Let the Good Times Roll, But Lent First
GUEST COLUMN
Addressing the bishops of Switzerland in late 2006, Pope Benedict XVI recalled a remark by the German philosopher Friedrich Nietzsche that man can celebrate only if God does not exist. “That is absurd,” was the Pope’s response. The exact opposite is true, Benedict explained: “It’s only if God exists and touches us that there can be true festive celebration. And we know that these feasts of faith open people’s hearts wide.”
To those who scoff at faith and heckle Christianity, Pope Benedict’s words will no doubt seem a shade out of touch, unrealistically hopeful, and not a little pietistic. Yet, nothing could be further from the truth. Many today have no idea that the “feast” and the “festival,” with their correlating jubilant celebrations, are distinctly products of a Catholic culture. The case could even be made that merrymaking in the way of wine- and beer-drinking owes its origin to the Catholic monks who worked the land in Medieval Europe.
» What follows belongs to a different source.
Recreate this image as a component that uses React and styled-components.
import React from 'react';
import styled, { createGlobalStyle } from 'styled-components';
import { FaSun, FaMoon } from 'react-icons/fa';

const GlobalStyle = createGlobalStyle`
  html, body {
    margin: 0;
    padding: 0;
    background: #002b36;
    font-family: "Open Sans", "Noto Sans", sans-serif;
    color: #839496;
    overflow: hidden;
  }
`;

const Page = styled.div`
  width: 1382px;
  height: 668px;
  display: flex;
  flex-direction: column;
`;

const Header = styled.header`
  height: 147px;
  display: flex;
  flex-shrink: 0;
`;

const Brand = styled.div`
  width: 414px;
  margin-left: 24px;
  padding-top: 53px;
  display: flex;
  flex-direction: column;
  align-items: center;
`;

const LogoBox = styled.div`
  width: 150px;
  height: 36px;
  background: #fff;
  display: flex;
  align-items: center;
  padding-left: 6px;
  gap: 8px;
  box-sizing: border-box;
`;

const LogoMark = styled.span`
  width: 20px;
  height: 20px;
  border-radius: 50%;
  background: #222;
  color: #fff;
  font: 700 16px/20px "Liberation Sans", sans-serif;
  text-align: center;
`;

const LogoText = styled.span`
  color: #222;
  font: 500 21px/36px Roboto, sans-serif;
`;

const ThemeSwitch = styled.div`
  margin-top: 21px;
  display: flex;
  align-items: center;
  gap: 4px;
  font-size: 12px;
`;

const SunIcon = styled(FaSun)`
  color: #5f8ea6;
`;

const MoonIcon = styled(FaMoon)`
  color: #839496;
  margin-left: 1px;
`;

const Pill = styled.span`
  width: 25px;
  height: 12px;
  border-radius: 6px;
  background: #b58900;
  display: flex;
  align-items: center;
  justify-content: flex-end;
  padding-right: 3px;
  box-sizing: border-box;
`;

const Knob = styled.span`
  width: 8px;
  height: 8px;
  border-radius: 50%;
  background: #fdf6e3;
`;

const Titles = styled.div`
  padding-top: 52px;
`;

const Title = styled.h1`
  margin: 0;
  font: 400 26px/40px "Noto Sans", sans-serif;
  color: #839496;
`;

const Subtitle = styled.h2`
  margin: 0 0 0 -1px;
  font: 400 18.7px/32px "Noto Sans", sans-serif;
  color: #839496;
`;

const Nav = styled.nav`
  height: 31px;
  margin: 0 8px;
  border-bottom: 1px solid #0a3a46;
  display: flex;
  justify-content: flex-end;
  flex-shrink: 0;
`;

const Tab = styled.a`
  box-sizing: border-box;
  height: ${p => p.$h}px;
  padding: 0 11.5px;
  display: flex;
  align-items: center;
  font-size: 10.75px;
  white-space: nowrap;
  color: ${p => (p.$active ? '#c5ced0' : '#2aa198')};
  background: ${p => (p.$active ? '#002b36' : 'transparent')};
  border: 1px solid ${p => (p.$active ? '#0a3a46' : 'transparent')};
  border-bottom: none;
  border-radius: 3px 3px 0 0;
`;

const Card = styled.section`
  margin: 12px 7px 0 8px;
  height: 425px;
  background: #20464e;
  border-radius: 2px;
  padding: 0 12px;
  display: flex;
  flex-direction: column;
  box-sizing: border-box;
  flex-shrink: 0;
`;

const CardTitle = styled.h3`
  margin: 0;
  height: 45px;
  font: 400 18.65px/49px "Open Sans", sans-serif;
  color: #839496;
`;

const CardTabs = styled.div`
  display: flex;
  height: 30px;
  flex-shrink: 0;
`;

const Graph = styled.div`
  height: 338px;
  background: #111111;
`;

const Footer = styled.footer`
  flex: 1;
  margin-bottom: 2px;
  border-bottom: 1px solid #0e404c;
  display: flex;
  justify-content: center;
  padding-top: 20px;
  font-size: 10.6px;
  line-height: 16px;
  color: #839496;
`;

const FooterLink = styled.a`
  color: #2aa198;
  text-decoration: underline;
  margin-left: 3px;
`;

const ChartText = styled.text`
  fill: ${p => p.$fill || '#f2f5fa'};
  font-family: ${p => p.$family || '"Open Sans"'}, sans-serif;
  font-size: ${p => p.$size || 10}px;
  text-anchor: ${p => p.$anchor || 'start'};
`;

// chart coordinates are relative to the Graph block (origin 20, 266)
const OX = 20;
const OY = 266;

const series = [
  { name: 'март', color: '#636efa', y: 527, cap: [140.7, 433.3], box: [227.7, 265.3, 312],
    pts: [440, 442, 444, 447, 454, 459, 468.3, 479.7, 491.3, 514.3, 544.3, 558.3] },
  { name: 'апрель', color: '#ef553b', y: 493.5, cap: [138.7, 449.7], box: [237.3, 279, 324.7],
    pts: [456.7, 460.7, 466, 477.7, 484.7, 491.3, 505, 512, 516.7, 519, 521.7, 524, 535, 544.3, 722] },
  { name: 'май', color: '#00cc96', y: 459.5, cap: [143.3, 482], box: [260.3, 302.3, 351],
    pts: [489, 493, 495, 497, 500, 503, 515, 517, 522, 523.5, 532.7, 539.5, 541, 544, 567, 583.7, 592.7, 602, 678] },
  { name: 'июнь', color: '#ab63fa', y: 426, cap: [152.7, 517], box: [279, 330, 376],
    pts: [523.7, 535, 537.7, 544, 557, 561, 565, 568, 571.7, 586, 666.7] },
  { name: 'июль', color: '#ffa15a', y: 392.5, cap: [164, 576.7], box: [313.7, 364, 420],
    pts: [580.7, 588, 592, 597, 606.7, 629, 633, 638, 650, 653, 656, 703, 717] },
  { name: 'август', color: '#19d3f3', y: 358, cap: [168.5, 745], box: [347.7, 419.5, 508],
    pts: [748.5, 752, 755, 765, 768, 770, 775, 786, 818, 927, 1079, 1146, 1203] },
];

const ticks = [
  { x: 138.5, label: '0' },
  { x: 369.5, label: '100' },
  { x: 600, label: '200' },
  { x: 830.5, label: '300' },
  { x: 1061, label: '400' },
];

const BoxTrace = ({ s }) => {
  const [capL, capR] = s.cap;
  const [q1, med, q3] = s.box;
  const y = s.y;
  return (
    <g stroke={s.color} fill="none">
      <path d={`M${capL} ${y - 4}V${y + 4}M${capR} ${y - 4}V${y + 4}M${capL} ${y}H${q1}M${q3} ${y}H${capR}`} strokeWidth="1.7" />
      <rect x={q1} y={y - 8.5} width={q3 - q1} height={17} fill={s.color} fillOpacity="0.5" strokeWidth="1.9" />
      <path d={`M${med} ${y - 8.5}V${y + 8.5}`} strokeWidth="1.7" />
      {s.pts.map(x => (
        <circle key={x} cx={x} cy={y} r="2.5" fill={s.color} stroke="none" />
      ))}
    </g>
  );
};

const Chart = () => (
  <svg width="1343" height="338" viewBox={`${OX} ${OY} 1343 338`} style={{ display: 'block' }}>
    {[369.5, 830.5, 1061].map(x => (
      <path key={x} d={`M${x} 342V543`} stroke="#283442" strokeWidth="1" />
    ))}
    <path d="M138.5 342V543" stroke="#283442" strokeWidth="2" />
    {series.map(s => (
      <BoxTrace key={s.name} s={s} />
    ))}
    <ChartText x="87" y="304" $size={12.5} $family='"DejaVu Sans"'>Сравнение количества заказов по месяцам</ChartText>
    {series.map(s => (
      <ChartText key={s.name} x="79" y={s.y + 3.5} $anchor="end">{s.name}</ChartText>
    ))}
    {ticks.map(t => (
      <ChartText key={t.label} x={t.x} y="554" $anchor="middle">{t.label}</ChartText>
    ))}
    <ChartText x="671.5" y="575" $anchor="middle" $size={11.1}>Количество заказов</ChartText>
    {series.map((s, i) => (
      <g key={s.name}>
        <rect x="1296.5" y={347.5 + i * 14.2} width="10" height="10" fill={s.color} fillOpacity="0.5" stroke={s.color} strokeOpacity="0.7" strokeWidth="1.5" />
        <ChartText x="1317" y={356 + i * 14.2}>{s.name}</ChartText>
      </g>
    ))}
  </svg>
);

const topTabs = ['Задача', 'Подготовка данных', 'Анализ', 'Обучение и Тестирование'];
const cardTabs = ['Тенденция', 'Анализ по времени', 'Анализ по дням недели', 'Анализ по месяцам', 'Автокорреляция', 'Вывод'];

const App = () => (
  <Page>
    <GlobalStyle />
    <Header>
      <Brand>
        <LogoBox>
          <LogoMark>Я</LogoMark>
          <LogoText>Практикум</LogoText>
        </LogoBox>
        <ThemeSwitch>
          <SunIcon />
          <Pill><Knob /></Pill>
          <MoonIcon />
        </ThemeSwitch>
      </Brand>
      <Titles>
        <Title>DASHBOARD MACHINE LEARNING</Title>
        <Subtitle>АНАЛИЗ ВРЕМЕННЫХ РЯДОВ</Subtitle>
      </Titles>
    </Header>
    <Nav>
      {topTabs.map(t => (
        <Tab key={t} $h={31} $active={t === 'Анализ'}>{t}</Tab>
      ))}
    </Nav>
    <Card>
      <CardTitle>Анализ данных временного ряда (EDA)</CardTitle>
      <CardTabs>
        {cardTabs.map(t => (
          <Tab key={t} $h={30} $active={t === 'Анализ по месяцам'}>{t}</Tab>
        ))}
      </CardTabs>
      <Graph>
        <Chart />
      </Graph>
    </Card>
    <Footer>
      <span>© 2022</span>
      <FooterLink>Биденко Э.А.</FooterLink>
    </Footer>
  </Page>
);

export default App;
They made wine. They brewed beer. Even in their ascetic lives, they made merry — at the times of year that were purposefully designated as times for merrymaking.
Feasting (merrymaking, partying — call it what you will) is an important part of Catholic life and rather unique among world religions. You won’t find Muslim or Calvinist writers penning odes to wine or spinning yarns about beer-drinking. Catholic writer Hilaire Belloc gave us, for example, his “Heroic Poem in Praise of Wine”:
To exalt, enthrone, establish and defend,
To welcome home mankind’s mysterious friend
Wine, true begetter of all arts that be;
Wine, privilege of the completely free;
Wine the recorder; wine the sagely strong;
Wine, bright avenger of sly-dealing wrong,
Awake, Ausonian Muse, and sing the
vineyard song!…
By thee do seers the inward light discern;
By thee the statue lives, the Gods return….
When the ephemeral vision’s lure is past
All, all, must face their Passion at the last….
So touch my dying lip: so bridge that deep:
So pledge my waking from the gift of sleep,
And, sacramental, raise me the Divine:
Strong brother in God and last companion, Wine.
For the great English Catholic writer G.K. Chesterton (who famously said, “No animal ever invented anything as bad as drunkenness — or so good as drink”), feasting meant beer and thick steaks followed by a good cigar. But partying is much more than letting the spirits flow. It’s also the pursuit of an authentically “good time” — as suggested by the famous Cajun saying that pervades French-Catholic Louisiana, Laissez les bon temps rouler: “Let the good times roll.”